Remember, too, that Mueller has already announced that his strangely toothless report is his only testimony, and he won’t go beyond the four corners of what’s already been published, despite anything his questioners might ask. Yet there’s so much more we need to know. Did Barr pressure him to wrap up the investigation early? Why didn’t he interview the President, and instead let Donald’s lawyers supply evasive written answers to a sheet of still largely unanswered questions? Was Barr’s decision to do what Mueller wouldn’t, and declare there was no obstruction of justice by the President, improper? What about that song and dance Barr put on before the report went public, misleading everyone as to its contents? What’s Mueller’s view on that? What about the decision not to charge Don Jr. for campaign finance crimes – was young Donny really so ignorant of the law that he gets a pass? Why should that be the law anyway – does the witness have any view on whether Congress should change that? Is the “no collusion” mantra consistent with the dozens upon dozens of contacts the report documents between Russians, their cut-outs, and members of the Trump campaign? Did the obstruction that the President and others engaged in prevent his investigators from substantiating criminal conspiracy? Did the team investigate Roger Stone’s possible interactions with Julian Assange? What was going on when Manafort met with that minion of Russian oligarch Konstantin Kilimnik to hand over polling data? What’s the logical inference? Why wasn’t Trump’s long history of financial skullduggery at least investigated – are we sure that Russian money wasn’t laundered through the Trump campaign? Follow the money, right?
Mueller is likely to sit there, sphinx-like, in response to all such questions.
Besides, it’s not simply a matter of scruples – he’s pissed. He doesn’t want to be there. He’s made that clear. It won’t be at all surprising if he’s tight-lipped and monosyllabic. Don’t expect him to go off on tangents, elaborate, or offer theories.
Then there’s the problem of who’ll be conducting this enquiry. They’re politicians. Not all of them are terribly bright, but they all get their turn, and their questions may ramble and miss the point, while the temptation to grandstand may be irresistible. The Republicans on the committees, certainly, will do their best to turn the hearings into carnivals of abject, flailing, mouth-breathing stupidity. Some of the biggest numbskulls to ever serve in the legislative branch sit on the Judiciary Committee, among them Freedom Caucus leader Jim Jordan:
…and his ridiculous henchman Louie Gomert:
They’ll be in there hammer and tongs, trying to discredit Mueller, his report, and the notion that Dear Leader could be a conniving criminal who consorts with America’s enemies to rig elections. Why, the very idea! Calumny! How dare you! Expect lots of bellowed non-questions about the Steele Dossier, Peter Strzok, Mueller’s own anti-Trump bias, and the Deep State conspiracy to depose the Donald by what amounts to a coup. A coup, nothing less!
Freedom Caucus.

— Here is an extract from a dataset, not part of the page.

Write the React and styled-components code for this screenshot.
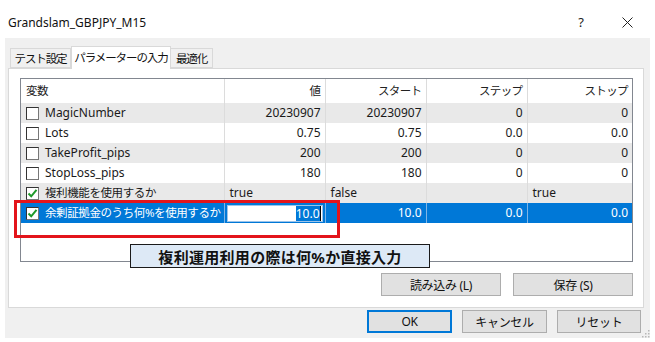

God save us. I’m always reminded of Jon Stewart’s quip that these guys have taken to referring to bomb craters as “freedom holes”.
I don’t know, maybe, given that nobody ever read Mueller’s report, it might be of value to get the witness to do nothing more than read passages from his written findings. At least then the public will hear some of it. A lot of pundits are saying that. Maybe. I guess.
Don’t think I’ll be tuning in, though.
Oh, who am I kidding. Sure I will.
POST-TESTIMONY UPDATE: Mueller did, as it turned out, offer some answers to the questions I thought he’d probably say were outside the scope of his report; he stated that he was not pressured to wrap up his investigation, and that he gave up on interviewing Trump because the subpoena fight would have taken years to resolve. See subsequent blog for my more sympathetic reaction to Mueller himself, having seen him testify.